Even if they are not caught, North Korean refugees in China are susceptible to all of the exploitation associated with being an illegal immigrant. Women are particularly vulnerable. An estimated 70% of North Korean refugees are female, because their absence is less likely to be noticed by authorities. They are more likely to have participated in market activities (associated with anti-regime sentiment), or looked to escape because of the highly patriarchal nature of North Korean society. China’s ‘one child policy’ and resultant lack of marriageable women, particularly in the rural areas of its northeastern provinces, creates another reason why more North Korean women go to China: They are trafficked and bought and sold as wives, work in brothels or in the online sex-chatting industry.
South Korean Government Policy
When the Republic of Korea was founded in 1948, it claimed jurisdiction over the whole of the Korean peninsula; the Seoul government has never recognized Pyongyang. All people born on the peninsula are technically citizens of the Republic of Korea, according to South Korea’s constitution.
This did not have much of an effect until significant numbers of North Korean refugees began arriving in South Korea in the late 1990s. These North Korean refugees, and all North Korean refugees since have immediately been recognized as full citizens of the Republic of Korea as soon as they set foot in South Korea (of course, in practice, there is an interrogation period by the National Intelligence Service and then three months of resettlement education and training before they can live freely in society.)
These refugees then receive financial assistance, scholarships and employers are incentivized to hire them. Nevertheless they suffer from prejudice and discrimination, and their experiences in North Korea and China — and their lack of personal networks — do not well equip them to succeed in the extremely competitive society of South Korea.
North Korean refugees come to South Korea with a completely different frame of reference. Things that westerners or South Koreans take for granted can seem completely alien to them. For instance, I remember talking with a North Korean refugee just a month after she left North Korea, before she had set foot in South Korea. She mentioned that while living in North Korea she had watched some South Korean dramas on DVDs smuggled into the country from China (this practice is growing, and more and more North Koreans are learning about the outside world through such cultural products).
She described watching a scene where a woman was in a supermarket, picking food off neatly ordered shelves and then paying for it at the check-out. That scene was so foreign to her, it was so outside of her personal experience, that she didn’t know whether to believe that the drama represented what life is really like in South Korea or if it was some kind of art or propaganda.

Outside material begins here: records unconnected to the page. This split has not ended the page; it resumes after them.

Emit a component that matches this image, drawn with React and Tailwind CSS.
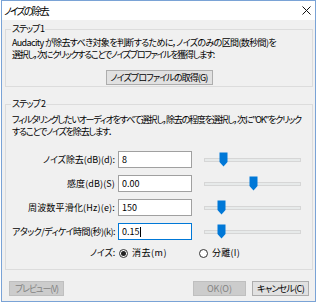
import React, { useLayoutEffect, useRef, useState } from "react";

const font = { fontFamily: '"Noto Sans CJK JP", "Noto Sans", sans-serif' };

// Squeeze/stretch a line of text to the width it has in the original dialog
const Fit = ({ w, children, className = "" }) => {
  const ref = useRef(null);
  const [ls, setLs] = useState(0);

  useLayoutEffect(() => {
    const el = ref.current;
    if (!el) return;
    const n = [...el.textContent].length;
    const natural = el.getBoundingClientRect().width;
    setLs((w - natural) / n);
  }, [w]);

  return (
    <span
      ref={ref}
      className={`inline-block whitespace-nowrap ${className}`}
      style={{ letterSpacing: `${ls}px` }}
    >
      {children}
    </span>
  );
};

// Slider thumb shaped like the Windows trackbar pointer
const Thumb = () => (
  <svg width="9" height="15" viewBox="0 0 9 15" className="block">
    <path d="M0.5 0.5 H8.5 V10 L4.5 14.5 L0.5 10 Z" fill="#0078d7" />
  </svg>
);

const Slider = ({ pos }) => (
  <div className="relative w-[97px] h-[17px] flex items-center">
    <div className="w-full h-[4px] bg-[#e7eaea] border border-[#d6d6d6]" />
    <div className="absolute top-[1px]" style={{ left: `${pos}px` }}>
      <Thumb />
    </div>
  </div>
);

const rows = [
  { label: "ノイズ除去(dB)(d):", w: 72, value: "8", pos: 15 },
  { label: "感度(dB)(S)", w: 48, value: "0.00", pos: 45 },
  { label: "周波数平滑化(Hz)(e):", w: 87, value: "150", pos: 13 },
  { label: "アタック/ディケイ時間(秒)(k):", w: 103, value: "0.15", pos: 13, focus: true },
];

const Radio = ({ checked, label, w }) => (
  <div className="flex items-center gap-[4px]">
    <div className="w-[9px] h-[9px] rounded-full border border-[#333] bg-white flex items-center justify-center">
      {checked && <div className="w-[5px] h-[5px] rounded-full bg-[#222]" />}
    </div>
    <Fit w={w}>{label}</Fit>
  </div>
);

const App = () => {
  return (
    <div
      className="w-[320px] h-[303px] bg-white text-[9px] leading-[12px] whitespace-nowrap text-black [font-feature-settings:'palt']"
      style={font}
    >
      <div className="ml-[1px] w-[315px] h-[302px] border border-[#7aa3d6] bg-[#f0f0f0] flex flex-col overflow-hidden">
        {/* Title bar */}
        <div className="h-[19px] shrink-0 bg-white flex items-center justify-between pl-[2px] pr-[4px]">
          <Fit w={44} className="text-[10px]">ノイズの除去</Fit>
          <svg width="9" height="9" viewBox="0 0 9 9">
            <path d="M0.5 0.5 L8.5 8.5 M8.5 0.5 L0.5 8.5" stroke="#111" strokeWidth="1" />
          </svg>
        </div>

        <div className="flex flex-col pl-[3px] pr-[2px] pt-[3px]">
          {/* Step 1 */}
          <fieldset className="border border-[#dcdcdc] px-[6px] pb-[1px] min-w-0">
            <legend className="px-[1px] ml-[-1px]">
              <Fit w={32}>ステップ 1</Fit>
            </legend>
            <div className="mt-[2px]">
              <Fit w={264}>Audacity が除去すべき対象を判断するために，ノイズのみの区間(数秒間)を</Fit>
            </div>
            <div>
              <Fit w={202}>選択し，次にクリックすることでノイズプロファイルを獲得します:</Fit>
            </div>
            <div className="flex justify-center mt-[9px]">
              <button className="h-[15px] w-[107px] bg-[#e1e1e1] border border-[#adadad] flex items-center justify-center">
                <Fit w={97}>ノイズプロファイルの取得(G)</Fit>
              </button>
            </div>
          </fieldset>

          {/* Step 2 */}
          <fieldset className="border border-[#dcdcdc] px-[6px] mt-[11px] pb-[10px] min-w-0">
            <legend className="px-[1px] ml-[-1px]">
              <Fit w={33}>ステップ 2</Fit>
            </legend>
            <div className="mt-[4px]">
              <Fit w={289}>フィルタリングしたいオーディオをすべて選択し，除去の程度を選択し，次に"OK"をクリック</Fit>
            </div>
            <div>
              <Fit w={100}>することでノイズを除去します．</Fit>
            </div>

            <div className="flex flex-col gap-[7px] mt-[13px]">
              {rows.map((r) => (
                <div key={r.label} className="flex items-center">
                  <div className="w-[103px] flex justify-end">
                    <Fit w={r.w}>{r.label}</Fit>
                  </div>
                  <div
                    className={`ml-[3px] w-[74px] h-[17px] bg-white border flex items-center px-[3px] ${
                      r.focus ? "border-[#0078d7]" : "border-[#a0a0a0]"
                    }`}
                  >
                    {r.value}
                    {r.focus && <span className="w-[1px] h-[10px] bg-black" />}
                  </div>
                  <div className="ml-[12px]">
                    <Slider pos={r.pos} />
                  </div>
                </div>
              ))}
              <div className="flex items-center">
                <div className="w-[103px] flex justify-end">
                  <Fit w={25}>ノイズ:</Fit>
                </div>
                <div className="ml-[4px] w-[80px]">
                  <Radio checked label="消去(m)" w={35} />
                </div>
                <Radio label="分離(I)" w={28} />
              </div>
            </div>
          </fieldset>

          {/* Buttons */}
          <div className="flex items-center mt-[11px] px-[4px]">
            <button className="h-[15px] w-[55px] bg-[#cccccc] border border-[#bfbfbf] text-[#838383] flex items-center justify-center">
              <Fit w={43}>プレビュー(V)</Fit>
            </button>
            <div className="flex-1" />
            <button className="h-[15px] w-[53px] bg-[#cccccc] border border-[#bfbfbf] text-[#838383] flex items-center justify-center">
              <Fit w={25}>OK(O)</Fit>
            </button>
            <button className="h-[15px] w-[57px] ml-[6px] bg-[#e1e1e1] border border-[#adadad] flex items-center justify-center">
              <Fit w={47}>キャンセル(C)</Fit>
            </button>
          </div>
        </div>
      </div>
    </div>
  );
};

export default App;
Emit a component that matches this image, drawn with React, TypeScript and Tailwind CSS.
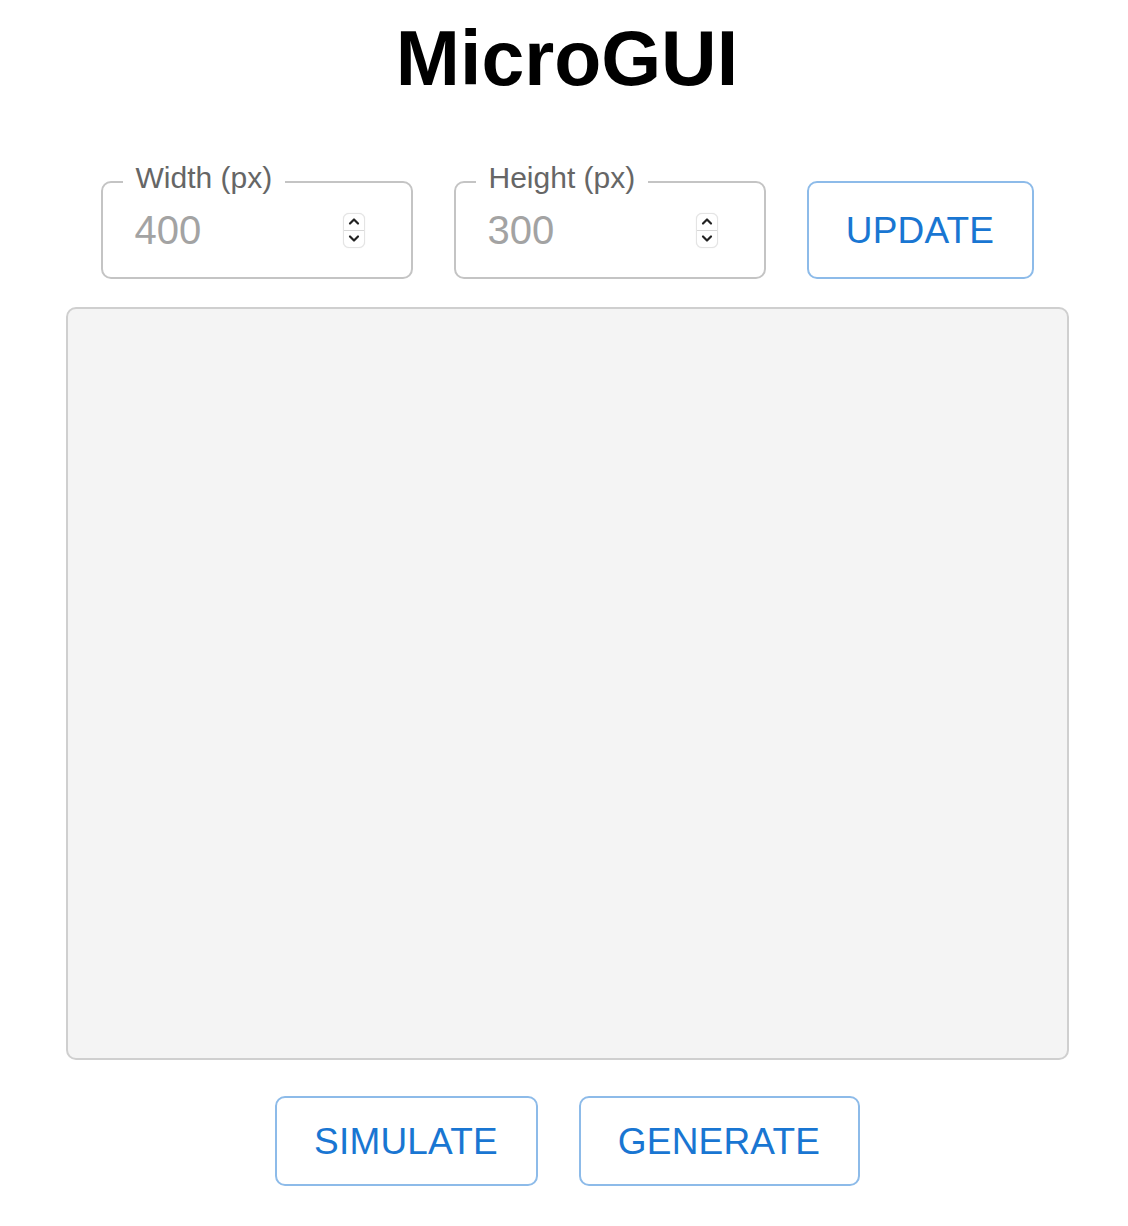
import React from "react";

function Spinner() {
  return (
    <div className="flex h-[35px] w-[22px] flex-col items-center rounded-[6px] border border-[#e4e4e4] bg-white shadow-[0_0_1px_rgba(0,0,0,0.15)]">
      <div className="flex flex-1 items-center justify-center">
        <svg width="12" height="9" viewBox="0 0 12 9" fill="none">
          <path d="M2 6.5 L6 2.5 L10 6.5" stroke="#222" strokeWidth="2.2" strokeLinecap="round" strokeLinejoin="round" />
        </svg>
      </div>
      <div className="h-px w-full bg-[#d8d8d8]" />
      <div className="flex flex-1 items-center justify-center">
        <svg width="12" height="9" viewBox="0 0 12 9" fill="none">
          <path d="M2 2.5 L6 6.5 L10 2.5" stroke="#222" strokeWidth="2.2" strokeLinecap="round" strokeLinejoin="round" />
        </svg>
      </div>
    </div>
  );
}

function NumField({ label, value }: { label: string; value: string }) {
  return (
    <div className="relative flex h-[98px] w-[312px] items-center justify-between rounded-[10px] border-2 border-[#c4c4c4] pl-[32px] pr-[46px]">
      <span className="absolute left-[20px] top-[-5px] -translate-y-1/2 bg-white px-[13px] text-[30px] leading-none text-[#666]">
        {label}
      </span>
      <span className="text-[40px] leading-none text-[#a3a3a3]">{value}</span>
      <Spinner />
    </div>
  );
}

export default function App() {
  return (
    <div className="flex min-h-[1226px] w-full flex-col items-center bg-white pl-[6px] font-['Liberation_Sans',Arial,sans-serif]">
      <h1 className="mt-[20px] text-[77px] font-bold leading-none text-black">MicroGUI</h1>
      <div className="mt-[84px] flex items-center gap-[41px]">
        <NumField label="Width (px)" value="400" />
        <NumField label="Height (px)" value="300" />
        <button className="flex h-[98px] w-[227px] items-center justify-center rounded-[10px] border-2 border-[#8dbbe9] bg-white text-[37px] leading-none tracking-[0.2px] text-[#1976d2]">
          UPDATE
        </button>
      </div>
      <div className="mt-[28px] h-[753px] w-[1003px] rounded-[10px] border-2 border-[#cfcfcf] bg-[#f4f4f4]" />
      <div className="mt-[36px] flex gap-[41px]">
        <button className="flex h-[90px] w-[263px] items-center justify-center rounded-[10px] border-2 border-[#8dbbe9] bg-white text-[37px] leading-none tracking-[0.2px] text-[#1976d2]">
          SIMULATE
        </button>
        <button className="flex h-[90px] w-[281px] items-center justify-center rounded-[10px] border-2 border-[#8dbbe9] bg-white text-[37px] leading-none tracking-[0.2px] text-[#1976d2]">
          GENERATE
        </button>
      </div>
    </div>
  );
}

Around 2,500 to 3,000 North Korean refugees arrive in South Korea per year, a manageable figure for a country of nearly 50 million people and the 12th biggest economy in the world. Because the current stream of North Korean refugees does not pose a significant burden, and for humanitarian reasons, the South Korean government actively cooperates where it can with countries in Asia to bring North Korean refugees to the South.
China-South Korea cooperation (and lack thereof)
Despite the humanitarian aspect of resettling North Korean refugees, in reality the South Korean government would rather not have to make this an issue in their bilateral relationship with China. Therefore, when North Korean refugee issues emerge in China, South Korea prefers to engage in quiet diplomacy in order to find humanitarian solutions. This helps preserve relations with the Chinese government and allows China to ‘save face’ and preserve their relationship with Pyongyang.
The recent case of ‘30’ refugees (in reality no-one apart from the Chinese government knows the exact number - it could be 24 or as many as 80 or more) that were arrested in a crackdown by Chinese authorities is an interesting case study of this diplomacy in action.
Some of the refugees had family members in South Korea and were able to notify them of their arrest. These family members then scrambled to try to secure their releasethrough quiet means: through brokers, through asking the South Korean government to engage in quiet diplomacy, and keeping the story out of the media. However when it appeared that quiet diplomacy was going to fail and that the North Korean refugees were in real and imminent danger of repatriation, family members, journalists and activists got behind the case to make it a public issue.
The strength of the reaction in South Korea — driven partly by reports that Chinese authorities had responded to requests from Kim Jong-un to crack down on refugees and partly by reports that Kim Jong-un had ordered harsher punishments to be meted out to attempted defectors and their families — forced the South Korean government to act, issuing its strongest public statements to date. South Korean President Lee Myung-bak called on China to follow “international norms” and the South Korean delegation raised the issue at the UN Human Rights Council (although they did not mention China by name). The Chinese government reacted by repeating its mantra that North Korean defectors are not refugees and warning South Korea not to politicize the issue.
Between a ROK and a hard place?
The Chinese government is stuck. They want to avoid damaging their relationship with the South Korean public and government, and are also concerned about their humanitarian image among the international community. The case is now drawing international media attention and has attracted over 160,000 signatures on an online petition. Even Chinese netizens are calling for the Chinese government to consider the human rights of the North Korean refugees.
But they also know that if they do not repatriate the refugees, it will damage their political relationship with Pyongyang in what they are likely to see as a critical early period in the Kim Jong-un regime.
The feasible long-term solution however is obvious. Not many people seriously expect China to change its official policy towards North Korean refugees. However the Chinese government does have enough policy space to return to ‘benign neglect’, quietly turning a blind eye as North Korean refugees travel through the country to resettlement in South Korea. In doing so, China protects its reputation and its relationships with South Korea and the rest of the international community.
If the North Korean regime demands they take a tougher stance, then the Chinese government should ask Pyongyang to choose what they want from China: food aid, energy assistance, economic cooperation, diplomatic cover… and complicity in human rights abuses by cracking down on refugees? The North Korean regime will soon realize that defectors are the least of their worries.